Ainsi, depuis la loi de 2019, l'aménagement des peines d'emprisonnement ferme a fortement progressé. En 2023, plus de 40% des peines ont été aménagées ou converties avant l'incarcération, selon les statistiques du ministère de la Justice. Le placement sous bracelet électronique est le mode d'aménagement le plus courant et les délits routiers sont les plus concernés par ces alternatives à la prison.

Dans le même temps, la loi de 2019 a abaissé à un an, contre deux auparavant, le seuil à partir duquel une peine de prison ferme n'est pas aménageable. Cela a mécaniquement entraîné une hausse du taux d'exécution immédiate des peines de prison ferme quand elles sont supérieures à 12 mois. Dès 2020, la durée moyenne de détention est ainsi passée de 8,5 mois à près de 12 mois.

La chute des incarcérations pour les condamnés à de courtes peines n'a donc pas désengorgé les prisons.
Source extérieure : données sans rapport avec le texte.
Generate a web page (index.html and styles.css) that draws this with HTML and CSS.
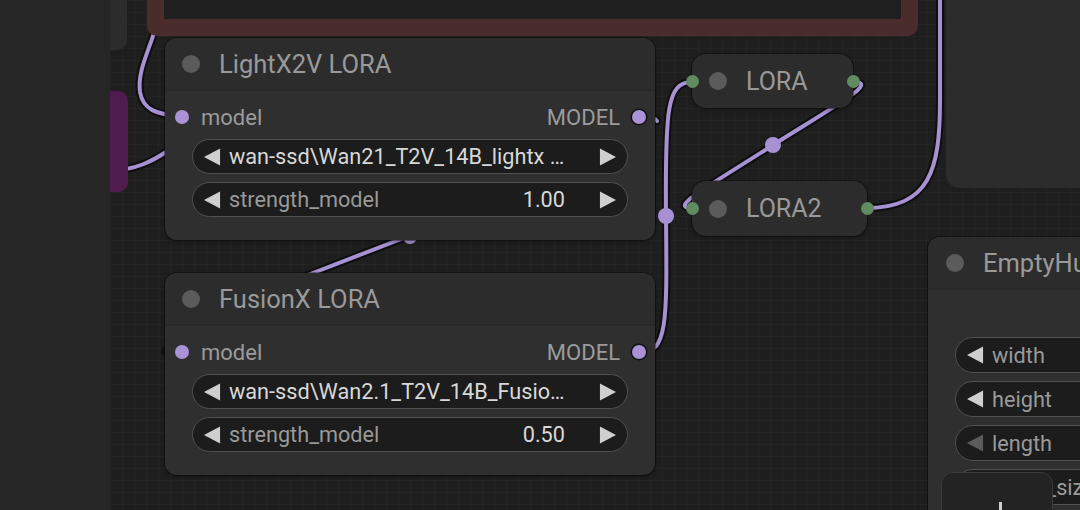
FILE: index.html
```html
<!DOCTYPE html>
<html lang="en">
<head>
  <meta charset="UTF-8">
  <title>Workflow</title>
  <link rel="stylesheet" href="styles.css">
</head>
<body>
  <div class="app">
    <aside class="sidebar"></aside>

    <main class="canvas">
      <svg class="links" viewBox="110 0 970 510" width="970" height="510">
        <g class="shadow">
          <path d="M158 20 C150 50, 137 70, 140 92 C143 110, 156 114, 182 117"/>
          <path d="M112 170 C135 170, 152 162, 172 148"/>
          <path d="M300 278 L414 234"/>
          <path d="M640 353 C668 353, 667 320, 666 216 C665 110, 667 82, 692 82"/>
          <path d="M853 82 C878 82, 845 100, 773 145 C706 188, 668 208, 692 208"/>
          <path d="M866 208 C930 208, 940 170, 940 100 L940 -10"/>
          <path d="M646 117 C652 117, 655 118, 657 121"/>
        </g>
        <g class="wire">
          <path d="M158 20 C150 50, 137 70, 140 92 C143 110, 156 114, 182 117"/>
          <path d="M112 170 C135 170, 152 162, 172 148"/>
          <path d="M300 278 L414 234"/>
          <path d="M640 353 C668 353, 667 320, 666 216 C665 110, 667 82, 692 82"/>
          <path d="M853 82 C878 82, 845 100, 773 145 C706 188, 668 208, 692 208"/>
          <path d="M866 208 C930 208, 940 170, 940 100 L940 -10"/>
          <path d="M646 117 C652 117, 655 118, 657 121"/>
        </g>
        <circle class="mid" cx="410" cy="237" r="7"/>
        <circle class="mid" cx="666" cy="216" r="8"/>
        <circle class="mid" cx="773" cy="145" r="8"/>
        <circle class="glow" cx="113" cy="170" r="6"/>
        <circle class="bump" cx="166" cy="351" r="5"/>
      </svg>

      <div class="stub stub-left"></div>
      <div class="group-purple"></div>
      <div class="frame"></div>
      <div class="stub stub-right"></div>

      <div class="node lora-node node-light">
        <div class="node-title"><span class="title-dot"></span>LightX2V LORA</div>
        <div class="node-body">
          <div class="slots">
            <span class="slot-in"><i class="dot purple"></i>model</span>
            <span class="slot-out">MODEL<i class="dot purple ring"></i></span>
          </div>
          <div class="widget">
            <svg class="arrow" viewBox="0 0 18 18"><polygon points="17,0 17,18 0,9"/></svg>
            <span class="value wide">wan-ssd\Wan21_T2V_14B_lightx …</span>
            <svg class="arrow" viewBox="0 0 18 18"><polygon points="1,0 1,18 18,9"/></svg>
          </div>
          <div class="widget">
            <svg class="arrow" viewBox="0 0 18 18"><polygon points="17,0 17,18 0,9"/></svg>
            <span class="label">strength_model</span>
            <span class="value num">1.00</span>
            <svg class="arrow" viewBox="0 0 18 18"><polygon points="1,0 1,18 18,9"/></svg>
          </div>
        </div>
      </div>

      <div class="node lora-node node-fusion">
        <div class="node-title"><span class="title-dot"></span>FusionX LORA</div>
        <div class="node-body">
          <div class="slots">
            <span class="slot-in"><i class="dot purple"></i>model</span>
            <span class="slot-out">MODEL<i class="dot purple ring"></i></span>
          </div>
          <div class="widget">
            <svg class="arrow" viewBox="0 0 18 18"><polygon points="17,0 17,18 0,9"/></svg>
            <span class="value wide">wan-ssd\Wan2.1_T2V_14B_Fusio…</span>
            <svg class="arrow" viewBox="0 0 18 18"><polygon points="1,0 1,18 18,9"/></svg>
          </div>
          <div class="widget">
            <svg class="arrow" viewBox="0 0 18 18"><polygon points="17,0 17,18 0,9"/></svg>
            <span class="label">strength_model</span>
            <span class="value num">0.50</span>
            <svg class="arrow" viewBox="0 0 18 18"><polygon points="1,0 1,18 18,9"/></svg>
          </div>
        </div>
      </div>

      <div class="node reroute reroute-a">
        <i class="dot green in"></i><span class="title-dot"></span>LORA<i class="dot green out"></i>
      </div>
      <div class="node reroute reroute-b">
        <i class="dot green in"></i><span class="title-dot"></span>LORA2<i class="dot green out"></i>
      </div>

      <div class="node latent-node">
        <div class="node-title"><span class="title-dot"></span>EmptyHunyuanLatentVideo</div>
        <div class="node-body">
          <div class="widget">
            <svg class="arrow" viewBox="0 0 18 18"><polygon points="17,0 17,18 0,9"/></svg>
            <span class="label">width</span>
          </div>
          <div class="widget">
            <svg class="arrow" viewBox="0 0 18 18"><polygon points="17,0 17,18 0,9"/></svg>
            <span class="label">height</span>
          </div>
          <div class="widget">
            <svg class="arrow dim" viewBox="0 0 18 18"><polygon points="17,0 17,18 0,9"/></svg>
            <span class="label">length</span>
          </div>
          <div class="widget">
            <svg class="arrow" viewBox="0 0 18 18"><polygon points="17,0 17,18 0,9"/></svg>
            <span class="label">batch_size</span>
          </div>
        </div>
      </div>

      <div class="dock"><span class="dock-mark"></span></div>
    </main>
  </div>
</body>
</html>
```

FILE: styles.css
```css
* { box-sizing: border-box; }

body {
  margin: 0;
  font-family: Roboto, 'Liberation Sans', sans-serif;
  background: #1f1f1f;
  overflow: hidden;
}

.app {
  display: flex;
  width: 1080px;
  height: 510px;
}

.sidebar {
  width: 110px;
  flex: none;
  background: #262626;
}

.canvas {
  position: relative;
  flex: 1;
  overflow: hidden;
  background-color: #1e1e1e;
  background-image:
    linear-gradient(to right, rgba(255,255,255,0.025) 1px, transparent 1px),
    linear-gradient(to bottom, rgba(255,255,255,0.025) 1px, transparent 1px);
  background-size: 12px 12px;
}

/* links */
.links {
  position: absolute;
  left: 0;
  top: 0;
}

.links path {
  fill: none;
  stroke-linecap: round;
}

.shadow path {
  stroke: #0e0e0e;
  stroke-width: 8;
}

.wire path {
  stroke: #a692d2;
  stroke-width: 4;
}

.mid { fill: #a692d2; }
.glow { fill: #c060c0; opacity: 0.7; }
.bump { fill: #111; }

/* background shapes */
.stub {
  position: absolute;
  background: #2c2c2c;
}

.stub-left {
  left: -20px;
  top: -20px;
  width: 37px;
  height: 70px;
  border-radius: 0 0 10px 0;
}

.stub-right {
  left: 836px;
  top: -20px;
  width: 200px;
  height: 208px;
  border-radius: 14px;
}

.group-purple {
  position: absolute;
  left: -20px;
  top: 91px;
  width: 38px;
  height: 101px;
  border-radius: 10px;
  background: #501c50;
}

.frame {
  position: absolute;
  left: 37px;
  top: -100px;
  width: 771px;
  height: 136px;
  border: 17px solid #4a2c2c;
  border-radius: 10px;
  background: #1f1f1f;
}

/* nodes */
.node {
  position: absolute;
  background: #2f2f2f;
  color: #999;
  box-shadow: 0 0 0 1px rgba(0,0,0,0.35), 0 2px 4px rgba(0,0,0,0.3);
}

.lora-node {
  width: 490px;
  height: 202px;
  border-radius: 12px;
}

.node-light { left: 55px; top: 38px; }
.node-fusion { left: 55px; top: 273px; }

.node-title {
  height: 53px;
  display: flex;
  align-items: center;
  gap: 19px;
  padding-left: 17px;
  font-size: 25.5px;
  white-space: nowrap;
  background: #2c2c2c;
  border-radius: 12px 12px 0 0;
  border-bottom: 2px solid #282828;
}

.title-dot {
  width: 18px;
  height: 18px;
  flex: none;
  border-radius: 50%;
  background: #5b5b5b;
}

.node-body {
  padding: 12px 27px 0;
  display: flex;
  flex-direction: column;
  gap: 8px;
}

.slots {
  height: 28px;
  margin: 0 -18px 0 -17px;
  display: flex;
  justify-content: space-between;
  align-items: center;
  font-size: 22px;
  color: #9b9b9b;
}

.slot-in, .slot-out {
  display: flex;
  align-items: center;
  gap: 12px;
}

.dot {
  display: block;
  width: 14px;
  height: 14px;
  border-radius: 50%;
}

.purple { background: #a993d6; }
.ring { box-shadow: 0 0 0 1.5px #111; }
.green { background: #608a60; width: 13px; height: 13px; }

.widget {
  height: 35px;
  display: flex;
  align-items: center;
  gap: 8px;
  padding: 0 11px;
  border: 1.5px solid #505050;
  border-radius: 18px;
  background: #1c1c1c;
  font-size: 21.7px;
  white-space: nowrap;
}

.arrow {
  width: 17px;
  height: 18px;
  flex: none;
  fill: #cfcfcf;
}

.arrow.dim { fill: #5c5c5c; }

.label {
  color: #999;
  flex: 1;
}

.value { color: #d8d8d8; }
.value.wide { flex: 1; }
.value.num { margin-right: 26px; }

/* reroute style collapsed nodes */
.reroute {
  height: 54px;
  display: flex;
  align-items: center;
  padding-left: 17px;
  gap: 19px;
  font-size: 25px;
  border-radius: 14px;
  background: #2c2c2c;
}

.reroute-a { left: 582px; top: 54px; width: 161px; }
.reroute-b { left: 582px; top: 181px; width: 175px; height: 55px; }

.reroute .in,
.reroute .out {
  position: absolute;
  top: 50%;
  margin-top: -6.5px;
}

.reroute .in { left: -6.5px; }
.reroute .out { right: -6.5px; }

/* latent node */
.latent-node {
  left: 818px;
  top: 237px;
  width: 300px;
  height: 320px;
  border-radius: 12px;
}

.latent-node .node-title {
  padding-left: 18px;
}

.latent-node .node-body {
  padding-top: 47px;
}

.latent-node .widget {
  height: 36px;
}

/* bottom dock */
.dock {
  position: absolute;
  left: 831px;
  top: 472px;
  width: 112px;
  height: 60px;
  background: #232323;
  border: 1px solid #3a3a3a;
  border-radius: 12px;
}

.dock-mark {
  position: absolute;
  left: 57px;
  top: 29px;
  width: 3px;
  height: 12px;
  background: #cfcfcf;
}
```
Michel Barnier a reconnu, mardi, que les 62 000 places actuelles sont "très insuffisantes". Une pénurie qui "nuit à la dignité". "La justice [française] n'a jamais été aussi sévère. Les peines augmentent, les prisons n'ont jamais été aussi pleines", considère de son côté le procureur général près la Cour de cassation, Rémy Heitz, invité de franceinfo mardi. Mais la réponse à apporter à cette problématique diverge selon les professionnels de justice.

3 Comment réagissent les magistrats ?

Le discours de Michel Barnier "montre une certaine méconnaissance du travail de la justice, estime Kim Reuflet, la présidente du Syndicat de la magistrature, classé à gauche. Tous les jours, en comparution immédiate, des courtes peines sont prononcées et appliquées : six mois de prison ferme avec mandat de dépôt, ce n'est pas exceptionnel". "Ses propos sous-tendent que la justice est laxiste", regrette Kim Reuflet, qui attend des précisions. "Ces propositions sont jetées de manière très floues alors que des mesures existent déjà mais ne fonctionnent pas : il faut arrêter d'appliquer des recettes inefficaces, considère la magistrate. Ce qu'il faut, c'est s'interroger sur le sens de la peine et comment éviter la récidive."
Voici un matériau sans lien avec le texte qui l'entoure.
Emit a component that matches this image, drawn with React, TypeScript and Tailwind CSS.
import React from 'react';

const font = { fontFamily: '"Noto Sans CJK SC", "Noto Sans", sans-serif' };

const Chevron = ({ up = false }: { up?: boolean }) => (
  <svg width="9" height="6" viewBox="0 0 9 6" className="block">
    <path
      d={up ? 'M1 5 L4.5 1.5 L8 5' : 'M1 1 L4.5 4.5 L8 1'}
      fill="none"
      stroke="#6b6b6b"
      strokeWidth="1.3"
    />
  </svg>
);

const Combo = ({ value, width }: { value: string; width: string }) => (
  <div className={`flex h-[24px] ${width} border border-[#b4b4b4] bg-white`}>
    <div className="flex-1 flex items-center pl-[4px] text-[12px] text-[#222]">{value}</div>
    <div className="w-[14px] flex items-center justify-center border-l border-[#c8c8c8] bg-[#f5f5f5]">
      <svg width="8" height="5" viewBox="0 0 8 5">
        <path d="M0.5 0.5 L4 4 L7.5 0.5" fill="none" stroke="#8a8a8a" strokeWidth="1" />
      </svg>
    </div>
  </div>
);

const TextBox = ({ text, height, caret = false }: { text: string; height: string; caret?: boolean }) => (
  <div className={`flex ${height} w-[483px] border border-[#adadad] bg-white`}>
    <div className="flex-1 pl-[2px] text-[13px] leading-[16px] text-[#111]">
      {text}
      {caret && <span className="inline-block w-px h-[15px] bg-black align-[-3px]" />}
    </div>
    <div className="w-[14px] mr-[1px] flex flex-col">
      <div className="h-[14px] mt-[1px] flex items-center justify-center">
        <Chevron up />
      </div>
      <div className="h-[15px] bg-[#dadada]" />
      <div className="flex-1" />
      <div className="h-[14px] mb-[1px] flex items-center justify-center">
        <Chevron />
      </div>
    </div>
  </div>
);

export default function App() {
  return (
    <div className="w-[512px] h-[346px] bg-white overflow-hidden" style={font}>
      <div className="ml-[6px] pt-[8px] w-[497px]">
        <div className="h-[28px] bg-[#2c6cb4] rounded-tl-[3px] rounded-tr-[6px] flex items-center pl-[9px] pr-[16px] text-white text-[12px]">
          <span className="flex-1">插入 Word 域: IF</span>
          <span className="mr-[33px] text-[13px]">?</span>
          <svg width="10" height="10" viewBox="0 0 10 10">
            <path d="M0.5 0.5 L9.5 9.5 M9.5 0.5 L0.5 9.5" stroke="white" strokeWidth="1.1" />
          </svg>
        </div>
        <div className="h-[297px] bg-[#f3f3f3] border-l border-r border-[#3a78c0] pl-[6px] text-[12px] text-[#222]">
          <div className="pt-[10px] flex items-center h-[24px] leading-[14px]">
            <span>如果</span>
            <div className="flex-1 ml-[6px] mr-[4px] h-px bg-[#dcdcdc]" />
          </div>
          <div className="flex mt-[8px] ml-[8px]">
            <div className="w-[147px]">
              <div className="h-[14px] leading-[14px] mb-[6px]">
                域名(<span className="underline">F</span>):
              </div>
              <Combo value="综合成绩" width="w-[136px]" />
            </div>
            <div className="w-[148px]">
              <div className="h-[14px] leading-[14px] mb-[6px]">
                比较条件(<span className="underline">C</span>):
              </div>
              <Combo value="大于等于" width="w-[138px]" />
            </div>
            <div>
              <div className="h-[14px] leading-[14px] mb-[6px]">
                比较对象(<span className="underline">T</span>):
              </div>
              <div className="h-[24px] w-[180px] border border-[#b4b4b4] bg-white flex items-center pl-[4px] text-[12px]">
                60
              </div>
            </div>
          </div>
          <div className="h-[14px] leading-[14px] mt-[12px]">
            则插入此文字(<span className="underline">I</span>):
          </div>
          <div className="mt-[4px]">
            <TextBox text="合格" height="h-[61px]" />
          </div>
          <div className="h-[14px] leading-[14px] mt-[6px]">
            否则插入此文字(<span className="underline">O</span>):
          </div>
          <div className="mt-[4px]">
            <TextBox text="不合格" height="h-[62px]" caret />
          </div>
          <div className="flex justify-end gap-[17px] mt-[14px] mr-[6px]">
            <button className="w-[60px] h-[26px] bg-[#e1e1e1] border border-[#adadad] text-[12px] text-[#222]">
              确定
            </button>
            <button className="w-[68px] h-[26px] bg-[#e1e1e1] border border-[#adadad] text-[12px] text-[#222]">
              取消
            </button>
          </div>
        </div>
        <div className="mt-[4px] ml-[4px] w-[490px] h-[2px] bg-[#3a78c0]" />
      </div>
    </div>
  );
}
Un point de vue partagé par Ludovic Friat, secrétaire général de l'Union syndicale des magistrats. "Ce qu'on veut tous, c'est éviter la récidive. Est-ce que la peur de la prison, sur une courte peine, va remplir cette fonction ? Pour certains individus, peut-être. Pour d'autres, ça ne changera rien, ou pas grand-chose", juge-t-il. "Les Pays-Bas l'ont mise en place pour un choc carcéral dès la première infraction un peu sérieuse", confirme Ludovic Friat. Mais ils ont créé des établissements dédiés, souligne le magistrat : "L'idée n'est pas de mélanger les primo-délinquants avec des récidivistes chevronnés." Le secrétaire général de l'USM s'interroge, par conséquent, sur les moyens budgétaires alloués à la construction de nouveaux établissements. "Cette politique de fermeté n'a de sens que si on a les moyens de l'éxécuter, sinon on est dans l'incantatoire", martèle Ludovic Friat. 

Sur la question des sursis, ces dispenses d'exécuter une peine d'emprisonnement sous certaines conditions, les magistrats s'interrogent aussi. Michel Barnier a annoncé, mardi, vouloir "réviser les conditions d'octroi du sursis". "S'agit-il des conditions de révocation du sursis en cas de nouvelle infraction ? Ou d'une volonté d'incarcérer davantage ?", se demande Aurélien Martini, secrétaire adjoint de l'USM, interrogé par l'AFP. "On comprend les 'grandes idées', mais ce qu'il veut faire concrètement n'est pas très précis", conclut, de son côté, Céline Bertetto, présidente de l'Association nationale des juges de l'application des peines.